The Historic Designation

Once the building was slated for demolition, Sandia conducted a historic building assessment and recommended to the DOE/NNSA/Sandia Field Office that 8895 was eligible for the National Register of Historic Places. SFO determined that it was NRHP eligible and the State Historic Preservation Officer concurred on July 29, 2008.

The building was considered historic for its association with historic events—it represents the security element of Sandia’s required administrative functions deployed in support of the Labs’ Cold War-era contributions to nuclear weapons design. It illustrates the physical security presence at the lab, the Atomic Energy Act-generated security requirements associated with designing and handling nuclear weapons, and reflects the location of the Sandia New Mexico site within a military base.

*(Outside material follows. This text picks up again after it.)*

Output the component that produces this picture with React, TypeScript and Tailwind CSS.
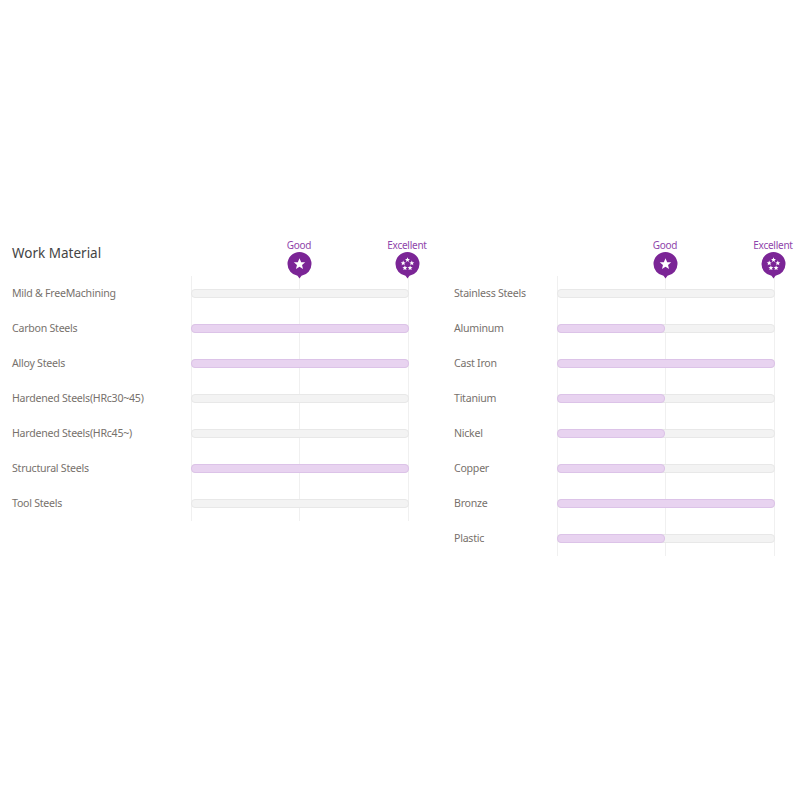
import React from 'react';

interface Row {
  name: string;
  level: 0 | 1 | 2;
}

const leftRows: Row[] = [
  { name: 'Mild & FreeMachining', level: 0 },
  { name: 'Carbon Steels', level: 2 },
  { name: 'Alloy Steels', level: 2 },
  { name: 'Hardened Steels(HRc30~45)', level: 0 },
  { name: 'Hardened Steels(HRc45~)', level: 0 },
  { name: 'Structural Steels', level: 2 },
  { name: 'Tool Steels', level: 0 },
];

const rightRows: Row[] = [
  { name: 'Stainless Steels', level: 0 },
  { name: 'Aluminum', level: 1 },
  { name: 'Cast Iron', level: 2 },
  { name: 'Titanium', level: 1 },
  { name: 'Nickel', level: 1 },
  { name: 'Copper', level: 1 },
  { name: 'Bronze', level: 2 },
  { name: 'Plastic', level: 1 },
];

const STAR = 'M0 -5.2 L1.5 -1.7 L5.2 -1.5 L2.3 0.9 L3.2 4.6 L0 2.6 L-3.2 4.6 L-2.3 0.9 L-5.2 -1.5 L-1.5 -1.7 Z';

function Pin({ label, many }: { label: string; many?: boolean }) {
  return (
    <div className="flex w-[60px] flex-col items-center">
      <span className="text-[10px] leading-[13px] tracking-[-0.25px] text-[#8f45ab]">{label}</span>
      <svg width="26" height="28" viewBox="-13.5 -12 26 28" className="block">
        <path d="M-12 0 A12 12 0 1 1 12 0 A12 12 0 0 1 2 11.8 L0 14.6 L-2 11.8 A12 12 0 0 1 -12 0 Z" fill="#7b2596" />
        {many ? (
          <g fill="#fff">
            <path d={STAR} transform="translate(0 -4.2) scale(0.48)" />
            <path d={STAR} transform="translate(-4.3 -0.9) scale(0.48)" />
            <path d={STAR} transform="translate(4.3 -0.9) scale(0.48)" />
            <path d={STAR} transform="translate(-2.6 3.9) scale(0.48)" />
            <path d={STAR} transform="translate(2.6 3.9) scale(0.48)" />
          </g>
        ) : (
          <path d={STAR} fill="#fff" transform="scale(1.1)" />
        )}
      </svg>
    </div>
  );
}

function Chart({ rows, labelWidth, title }: { rows: Row[]; labelWidth: string; title?: string }) {
  return (
    <div className="w-fit">
      <div className="relative z-10 -mr-[28px] flex h-[40px] items-start justify-between">
        <h3 className="pt-[7px] text-[13.5px] leading-[20px] text-[#444]">{title}</h3>
        <div className="flex gap-[48px] pt-[3px]">
          <Pin label="Good" />
          <Pin label="Excellent" many />
        </div>
      </div>
      <div className="relative">
        {/* guide lines behind the bars */}
        <div className="absolute inset-y-0 right-0 grid w-[218px] grid-cols-[108px_109px_1px]">
          <div className="border-l border-[#f0f0f0]" />
          <div className="border-l border-[#f0f0f0]" />
          <div className="border-l border-[#f0f0f0]" />
        </div>
        {rows.map((row) => (
          <div key={row.name} className="relative flex h-[35px] items-center">
            <div className={`${labelWidth} shrink-0 text-[10.6px] tracking-[-0.25px] text-[#77716c]`}>{row.name}</div>
            <div className="h-[9px] w-[218px] shrink-0 rounded-[4px] border border-[#e8e8e8] bg-[#f3f3f3]">
              {row.level === 2 && <div className="-m-px h-[9px] w-[218px] rounded-[4px] border border-[#dcc3e8] bg-[#e8d3f0]" />}
              {row.level === 1 && <div className="-m-px h-[9px] w-[108px] rounded-[4px] border border-[#dcc3e8] bg-[#e8d3f0]" />}
            </div>
          </div>
        ))}
      </div>
    </div>
  );
}

export default function App() {
  return (
    <div className="min-h-[800px] bg-white pt-[236px] font-['Noto_Sans',sans-serif]">
      <div className="flex">
        <div className="w-[442px] shrink-0 pl-3">
          <Chart rows={leftRows} labelWidth="w-[179px]" title="Work Material" />
        </div>
        <div className="pl-3">
          <Chart rows={rightRows} labelWidth="w-[103px]" />
        </div>
      </div>
    </div>
  );
}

Although neither a unique design, the work of a master, nor a fine representative example of a particular architectural style, Building 8895 also proved historic for its architectural design. It directly reflects the functional vernacular design used by the military and Sandia in the 1945-1955 period. As one of the few remaining intact representatives of this type on KAFB, it was determined eligible for its architectural design, as well as its association with historic events.

End of Life

Guard building in color

Building 8895 remained in use and maintained its purpose as a guard building until a new design for the Contractor’s Gate area was implemented in 2008. The building was old and in need of maintenance and a newer facility was already in place at the site. It was photographed and demolished in 2008.